Your goal: No images are to be carried over; print all other material exactly as it stands.

Material provided:
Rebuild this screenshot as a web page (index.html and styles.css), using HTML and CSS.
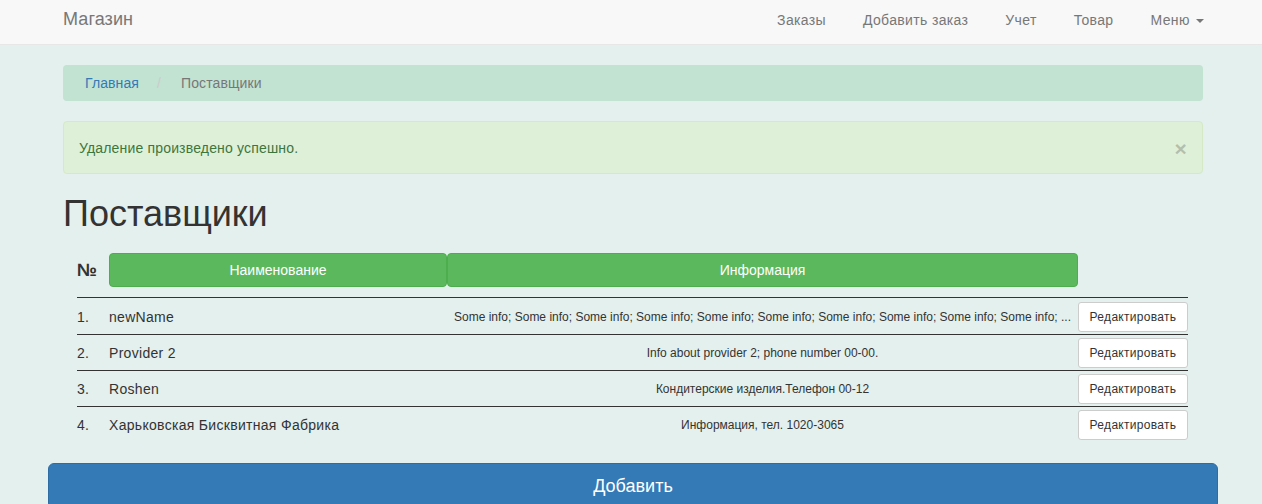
FILE: index.html
```html
<!DOCTYPE html>
<html lang="ru">
<head>
<meta charset="utf-8">
<title>Поставщики</title>
<link rel="stylesheet" href="styles.css">
</head>
<body>
<nav class="navbar">
  <div class="container navbar-inner">
    <a class="brand" href="#">Магазин</a>
    <ul class="nav">
      <li><a href="#">Заказы</a></li>
      <li><a href="#">Добавить заказ</a></li>
      <li><a href="#">Учет</a></li>
      <li><a href="#">Товар</a></li>
      <li><a href="#">Меню <span class="caret"></span></a></li>
    </ul>
  </div>
</nav>
<main class="container">
  <div class="inner">
    <ol class="breadcrumb">
      <li><a href="#">Главная</a></li>
      <li class="sep">/</li>
      <li class="active">Поставщики</li>
    </ol>
    <div class="alert">
      <span>Удаление произведено успешно.</span>
      <span class="close">×</span>
    </div>
    <h1>Поставщики</h1>
    <table class="table">
      <colgroup>
        <col class="c-num"><col class="c-name"><col class="c-info"><col class="c-act">
      </colgroup>
      <thead>
        <tr>
          <th class="num-h">№</th>
          <th><span class="btn-green">Наименование</span></th>
          <th><span class="btn-green">Информация</span></th>
          <th></th>
        </tr>
      </thead>
      <tbody>
        <tr>
          <td>1.</td>
          <td>newName</td>
          <td class="info">Some info; Some info; Some info; Some info; Some info; Some info; Some info; Some info; Some info; Some info; ...</td>
          <td><a class="btn-edit" href="#">Редактировать</a></td>
        </tr>
        <tr>
          <td>2.</td>
          <td>Provider 2</td>
          <td class="info">Info about provider 2; phone number 00-00.</td>
          <td><a class="btn-edit" href="#">Редактировать</a></td>
        </tr>
        <tr>
          <td>3.</td>
          <td>Roshen</td>
          <td class="info">Кондитерские изделия.Телефон 00-12</td>
          <td><a class="btn-edit" href="#">Редактировать</a></td>
        </tr>
        <tr>
          <td>4.</td>
          <td>Харьковская Бисквитная Фабрика</td>
          <td class="info">Информация, тел. 1020-3065</td>
          <td><a class="btn-edit" href="#">Редактировать</a></td>
        </tr>
      </tbody>
    </table>
  </div>
  <a class="btn-add" href="#">Добавить</a>
</main>
</body>
</html>
```

FILE: styles.css
```css
* { box-sizing: border-box; }

html, body {
  margin: 0;
  padding: 0;
}

body {
  background: #e3f0ed;
  font-family: "Liberation Sans", Arial, sans-serif;
  font-size: 14px;
  line-height: 20px;
  color: #333;
  overflow: hidden;
}

a { text-decoration: none; }

.container {
  width: 1170px;
  margin-left: max(0px, calc(50% - 583px));
}

/* Navbar */
.navbar {
  background: #f8f8f8;
  border-bottom: 1px solid #e7e7e7;
  height: 45px;
}

.navbar-inner {
  display: flex;
  justify-content: space-between;
  align-items: flex-start;
  height: 44px;
}

.brand {
  display: block;
  padding: 9px 15px 15px;
  font-size: 18px;
  line-height: 20px;
  color: #777;
  letter-spacing: 0.1px;
}

.nav {
  display: flex;
  gap: 7px;
  list-style: none;
  margin: 0 -1px 0 0;
  padding: 0;
}

.nav a {
  display: block;
  padding: 10px 15px 14px;
  color: #777;
  line-height: 20px;
  letter-spacing: 0.35px;
}

.caret {
  display: inline-block;
  width: 0;
  height: 0;
  margin-left: 2px;
  vertical-align: middle;
  border-top: 4px solid #777;
  border-left: 4px solid transparent;
  border-right: 4px solid transparent;
}

/* Content */
.inner {
  padding: 20px 15px 0;
}

.breadcrumb {
  display: flex;
  list-style: none;
  margin: 0 0 20px;
  padding: 8px 22px;
  background: #c2e2d2;
  border-radius: 4px;
  letter-spacing: 0.1px;
}

.breadcrumb a { color: #337ab7; }

.breadcrumb .sep {
  color: #ccc;
  padding: 0 20px 0 18px;
}

.breadcrumb .active { color: #777; }

.alert {
  display: flex;
  justify-content: space-between;
  align-items: center;
  padding: 15px 16px 15px 15px;
  background: #dff0d8;
  border: 1px solid #d6e9c6;
  border-radius: 4px;
  color: #3c763d;
  margin-bottom: 20px;
  letter-spacing: 0.17px;
}

.close {
  font-size: 21px;
  font-weight: bold;
  line-height: 1;
  color: #000;
  opacity: 0.2;
  position: relative;
  top: 1px;
  left: 1px;
}

h1 {
  margin: 19px 0 10px;
  font-size: 36px;
  font-weight: 500;
  line-height: 1.1;
  color: #333;
}

/* Table */
.table {
  width: 1111px;
  margin: 0 0 21px 14px;
  border-collapse: collapse;
  table-layout: fixed;
}

.c-num { width: 32px; }
.c-name { width: 338px; }
.c-info { width: 631px; }
.c-act { width: 110px; }

.table th {
  padding: 9px 0 10px;
  text-align: left;
  font-weight: bold;
}

.num-h {
  font-size: 18px;
  vertical-align: middle;
}

.btn-green {
  display: block;
  height: 34px;
  line-height: 32px;
  background: #5cb85c;
  border: 1px solid #4cae4c;
  border-radius: 4px;
  color: #fff;
  font-weight: normal;
  text-align: center;
  font-size: 14px;
}

.table td {
  border-top: 1px solid #333;
  padding: 3px 0 2px;
  vertical-align: middle;
  white-space: nowrap;
  letter-spacing: 0.3px;
}

.table tbody tr:first-child td {
  padding-top: 4px;
}

.table td.info {
  font-size: 12px;
  text-align: center;
  overflow: hidden;
  letter-spacing: 0;
}

.btn-edit {
  display: block;
  width: 110px;
  padding: 5px 4px;
  font-size: 12px;
  line-height: 18px;
  text-align: center;
  color: #333;
  background: #fff;
  border: 1px solid #ccc;
  border-radius: 3px;
  letter-spacing: 0.3px;
}

.btn-add {
  display: block;
  padding: 10px 16px;
  font-size: 18px;
  line-height: 24px;
  text-align: center;
  color: #fff;
  background: #337ab7;
  border: 1px solid #2e6da4;
  border-radius: 6px;
}
```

Output for this exercise:
Rebuild this screenshot as a web page (index.html and styles.css), using HTML and CSS.
FILE: index.html
```html
<!DOCTYPE html>
<html lang="ru">
<head>
<meta charset="utf-8">
<title>Поставщики</title>
<link rel="stylesheet" href="styles.css">
</head>
<body>
<nav class="navbar">
  <div class="container navbar-inner">
    <a class="brand" href="#">Магазин</a>
    <ul class="nav">
      <li><a href="#">Заказы</a></li>
      <li><a href="#">Добавить заказ</a></li>
      <li><a href="#">Учет</a></li>
      <li><a href="#">Товар</a></li>
      <li><a href="#">Меню <span class="caret"></span></a></li>
    </ul>
  </div>
</nav>
<main class="container">
  <div class="inner">
    <ol class="breadcrumb">
      <li><a href="#">Главная</a></li>
      <li class="sep">/</li>
      <li class="active">Поставщики</li>
    </ol>
    <div class="alert">
      <span>Удаление произведено успешно.</span>
      <span class="close">×</span>
    </div>
    <h1>Поставщики</h1>
    <table class="table">
      <colgroup>
        <col class="c-num"><col class="c-name"><col class="c-info"><col class="c-act">
      </colgroup>
      <thead>
        <tr>
          <th class="num-h">№</th>
          <th><span class="btn-green">Наименование</span></th>
          <th><span class="btn-green">Информация</span></th>
          <th></th>
        </tr>
      </thead>
      <tbody>
        <tr>
          <td>1.</td>
          <td>newName</td>
          <td class="info">Some info; Some info; Some info; Some info; Some info; Some info; Some info; Some info; Some info; Some info; ...</td>
          <td><a class="btn-edit" href="#">Редактировать</a></td>
        </tr>
        <tr>
          <td>2.</td>
          <td>Provider 2</td>
          <td class="info">Info about provider 2; phone number 00-00.</td>
          <td><a class="btn-edit" href="#">Редактировать</a></td>
        </tr>
        <tr>
          <td>3.</td>
          <td>Roshen</td>
          <td class="info">Кондитерские изделия.Телефон 00-12</td>
          <td><a class="btn-edit" href="#">Редактировать</a></td>
        </tr>
        <tr>
          <td>4.</td>
          <td>Харьковская Бисквитная Фабрика</td>
          <td class="info">Информация, тел. 1020-3065</td>
          <td><a class="btn-edit" href="#">Редактировать</a></td>
        </tr>
      </tbody>
    </table>
  </div>
  <a class="btn-add" href="#">Добавить</a>
</main>
</body>
</html>
```

FILE: styles.css
```css
* { box-sizing: border-box; }

html, body {
  margin: 0;
  padding: 0;
}

body {
  background: #e3f0ed;
  font-family: "Liberation Sans", Arial, sans-serif;
  font-size: 14px;
  line-height: 20px;
  color: #333;
  overflow: hidden;
}

a { text-decoration: none; }

.container {
  width: 1170px;
  margin-left: max(0px, calc(50% - 583px));
}

/* Navbar */
.navbar {
  background: #f8f8f8;
  border-bottom: 1px solid #e7e7e7;
  height: 45px;
}

.navbar-inner {
  display: flex;
  justify-content: space-between;
  align-items: flex-start;
  height: 44px;
}

.brand {
  display: block;
  padding: 9px 15px 15px;
  font-size: 18px;
  line-height: 20px;
  color: #777;
  letter-spacing: 0.1px;
}

.nav {
  display: flex;
  gap: 7px;
  list-style: none;
  margin: 0 -1px 0 0;
  padding: 0;
}

.nav a {
  display: block;
  padding: 10px 15px 14px;
  color: #777;
  line-height: 20px;
  letter-spacing: 0.35px;
}

.caret {
  display: inline-block;
  width: 0;
  height: 0;
  margin-left: 2px;
  vertical-align: middle;
  border-top: 4px solid #777;
  border-left: 4px solid transparent;
  border-right: 4px solid transparent;
}

/* Content */
.inner {
  padding: 20px 15px 0;
}

.breadcrumb {
  display: flex;
  list-style: none;
  margin: 0 0 20px;
  padding: 8px 22px;
  background: #c2e2d2;
  border-radius: 4px;
  letter-spacing: 0.1px;
}

.breadcrumb a { color: #337ab7; }

.breadcrumb .sep {
  color: #ccc;
  padding: 0 20px 0 18px;
}

.breadcrumb .active { color: #777; }

.alert {
  display: flex;
  justify-content: space-between;
  align-items: center;
  padding: 15px 16px 15px 15px;
  background: #dff0d8;
  border: 1px solid #d6e9c6;
  border-radius: 4px;
  color: #3c763d;
  margin-bottom: 20px;
  letter-spacing: 0.17px;
}

.close {
  font-size: 21px;
  font-weight: bold;
  line-height: 1;
  color: #000;
  opacity: 0.2;
  position: relative;
  top: 1px;
  left: 1px;
}

h1 {
  margin: 19px 0 10px;
  font-size: 36px;
  font-weight: 500;
  line-height: 1.1;
  color: #333;
}

/* Table */
.table {
  width: 1111px;
  margin: 0 0 21px 14px;
  border-collapse: collapse;
  table-layout: fixed;
}

.c-num { width: 32px; }
.c-name { width: 338px; }
.c-info { width: 631px; }
.c-act { width: 110px; }

.table th {
  padding: 9px 0 10px;
  text-align: left;
  font-weight: bold;
}

.num-h {
  font-size: 18px;
  vertical-align: middle;
}

.btn-green {
  display: block;
  height: 34px;
  line-height: 32px;
  background: #5cb85c;
  border: 1px solid #4cae4c;
  border-radius: 4px;
  color: #fff;
  font-weight: normal;
  text-align: center;
  font-size: 14px;
}

.table td {
  border-top: 1px solid #333;
  padding: 3px 0 2px;
  vertical-align: middle;
  white-space: nowrap;
  letter-spacing: 0.3px;
}

.table tbody tr:first-child td {
  padding-top: 4px;
}

.table td.info {
  font-size: 12px;
  text-align: center;
  overflow: hidden;
  letter-spacing: 0;
}

.btn-edit {
  display: block;
  width: 110px;
  padding: 5px 4px;
  font-size: 12px;
  line-height: 18px;
  text-align: center;
  color: #333;
  background: #fff;
  border: 1px solid #ccc;
  border-radius: 3px;
  letter-spacing: 0.3px;
}

.btn-add {
  display: block;
  padding: 10px 16px;
  font-size: 18px;
  line-height: 24px;
  text-align: center;
  color: #fff;
  background: #337ab7;
  border: 1px solid #2e6da4;
  border-radius: 6px;
}
```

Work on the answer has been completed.